As for the opposition to the Saigon puppets and Park Chung Hee clique attending the conference, we three nations have done well. They are preparing to bring up these two issues at the same time, but up until now there has never been any result. I estimate that they will certainly fail in creating a partnership. There are some who choose to advocate on this issue and some who choose not to. They will argue about it; one way or another they will argue about this kind of thing, but once they're done arguing they can bring the issue to the Foreign Ministers' Conference.
Has your delegation solidified their plans?
Pak: We still have not heard who will be included in our delegation, nor when they will leave.
Qiao: Comrade Zhou Enlai is currently out making visits; he plans to go to Algeria to have talks before the conference.
Pak: He won't return to Beijing before the conference?

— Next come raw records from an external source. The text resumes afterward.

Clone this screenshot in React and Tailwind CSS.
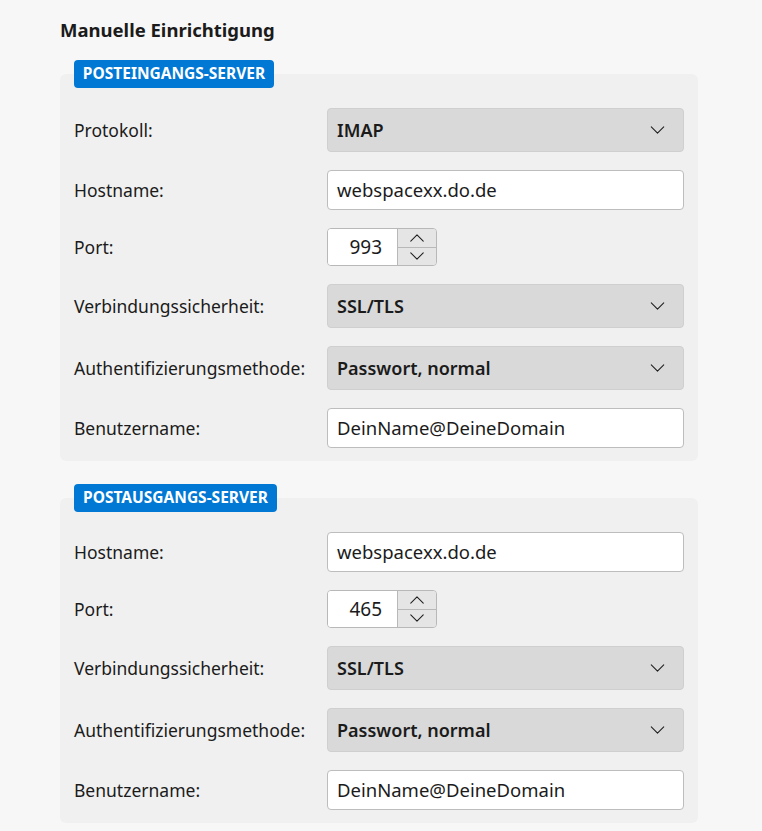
import React from "react";

const font = { fontFamily: '"Noto Sans", "Open Sans", sans-serif' };

function Chevron({ up = false, className = "" }) {
  return (
    <svg viewBox="0 0 16 9" className={className} fill="none" stroke="#1f1f1f" strokeWidth="1.2" strokeLinecap="round" strokeLinejoin="round">
      {up ? <path d="M1 8 L8 1 L15 8" /> : <path d="M1 1 L8 8 L15 1" />}
    </svg>
  );
}

function Row({ label, children }) {
  return (
    <div className="flex items-center">
      <div className="w-[253px] text-[17.5px] text-[#1b1b1b]">{label}</div>
      {children}
    </div>
  );
}

function Select({ value }) {
  return (
    <div className="flex-1 h-[44px] flex items-center justify-between rounded-[4px] bg-[#d9d9d9] border border-[#cfcfcf] pl-[9px] pr-[18px]">
      <span className="text-[18px] font-semibold text-[#1b1b1b]">{value}</span>
      <Chevron className="w-[15px] h-[8px]" />
    </div>
  );
}

function Input({ value }) {
  return (
    <div className="flex-1 h-[40px] flex items-center rounded-[4px] bg-white border border-[#bdbdbd] pl-[9px]">
      <span className="text-[18.5px] text-[#1b1b1b]">{value}</span>
    </div>
  );
}

function Port({ value }) {
  return (
    <div className="h-[38px] w-[110px] flex rounded-[4px] border border-[#b8b8b8] overflow-hidden">
      <div className="w-[69px] bg-white flex items-center justify-end pr-[15px] text-[19px] text-[#1b1b1b]">{value}</div>
      <div className="flex-1 flex flex-col bg-[#e5e5e5] border-l border-[#b8b8b8]">
        <div className="flex-1 flex items-center justify-center border-b border-[#b8b8b8]">
          <Chevron up className="w-[16px] h-[8px]" />
        </div>
        <div className="flex-1 flex items-center justify-center">
          <Chevron className="w-[16px] h-[8px]" />
        </div>
      </div>
    </div>
  );
}

function Section({ title, children, badgeW }) {
  return (
    <div className="relative pt-[14px]">
      <div className={`absolute left-[14px] top-0 h-[28px] ${badgeW} flex items-center justify-center rounded-[4px] bg-[#0078d4] text-white text-[15.5px] font-bold`}>
        {title}
      </div>
      <div className="rounded-[6px] bg-[#f0f0f0] pl-[14px] pr-[14px] pt-[34px] pb-[13px] flex flex-col gap-[18px]">
        {children}
      </div>
    </div>
  );
}

export default function App() {
  return (
    <div className="min-h-[831px] w-[762px] bg-[#f7f7f7] pl-[60px] pr-[64px]" style={font}>
      <div className="pt-[16px] h-[60px] text-[18.5px] font-bold text-[#1b1b1b] leading-[28px]">Manuelle Einrichtigung</div>
      <Section title="POSTEINGANGS-SERVER" badgeW="w-[200px]">
        <Row label="Protokoll:"><Select value="IMAP" /></Row>
        <Row label="Hostname:"><Input value="webspacexx.do.de" /></Row>
        <Row label="Port:"><Port value="993" /></Row>
        <Row label="Verbindungssicherheit:"><Select value="SSL/TLS" /></Row>
        <Row label="Authentifizierungsmethode:"><Select value="Passwort, normal" /></Row>
        <Row label="Benutzername:"><Input value="DeinName@DeineDomain" /></Row>
      </Section>
      <div className="h-[23px]" />
      <Section title="POSTAUSGANGS-SERVER" badgeW="w-[203px]">
        <Row label="Hostname:"><Input value="webspacexx.do.de" /></Row>
        <Row label="Port:"><Port value="465" /></Row>
        <Row label="Verbindungssicherheit:"><Select value="SSL/TLS" /></Row>
        <Row label="Authentifizierungsmethode:"><Select value="Passwort, normal" /></Row>
        <Row label="Benutzername:"><Input value="DeinName@DeineDomain" /></Row>
      </Section>
    </div>
  );
}
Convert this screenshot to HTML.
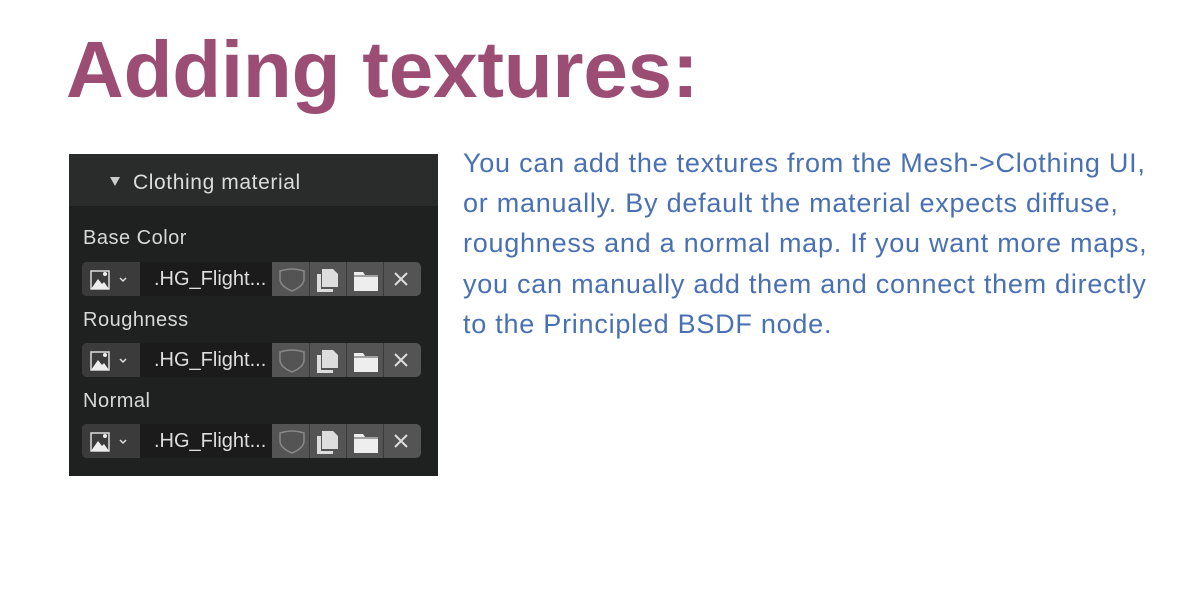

Qiao: He will. Comrade Zhou Enlai left for Tanzania today. He will come back before going to Algeria. I think our delegation will leave a little early. Since they will go to the United Arab Republic [Egypt] first, they should leave early. However, we won't decide the exact date until Comrade Zhou Enlai comes back. We'll let you know as soon as we've decided.
Pak: Thank you very much.
Qiao: We can cooperate. Once the Vice Premier of Vietnam, Comrade Nguyen Duy Trinh, is done visiting Africa he can go directly to the conference. Aside from him there is also a group of comrades who plan to leave Hanoi on the 14th, arrive in Beijing on the 15th, and then go to Algeria. Lastly, there is Prime Minister Pham Van Dong who still has not decided when to leave for the conference. We've been handling these issues over the past few days.
Pak: Yes, as the time for the conference nears, we'll be more and more busy.
Qiao Guanhua and Pak Se-chang discuss preparations for the Second Asian-African Conference, revealing their views on the potential participation of South Vietnam, South Korea, and the Soviet Union.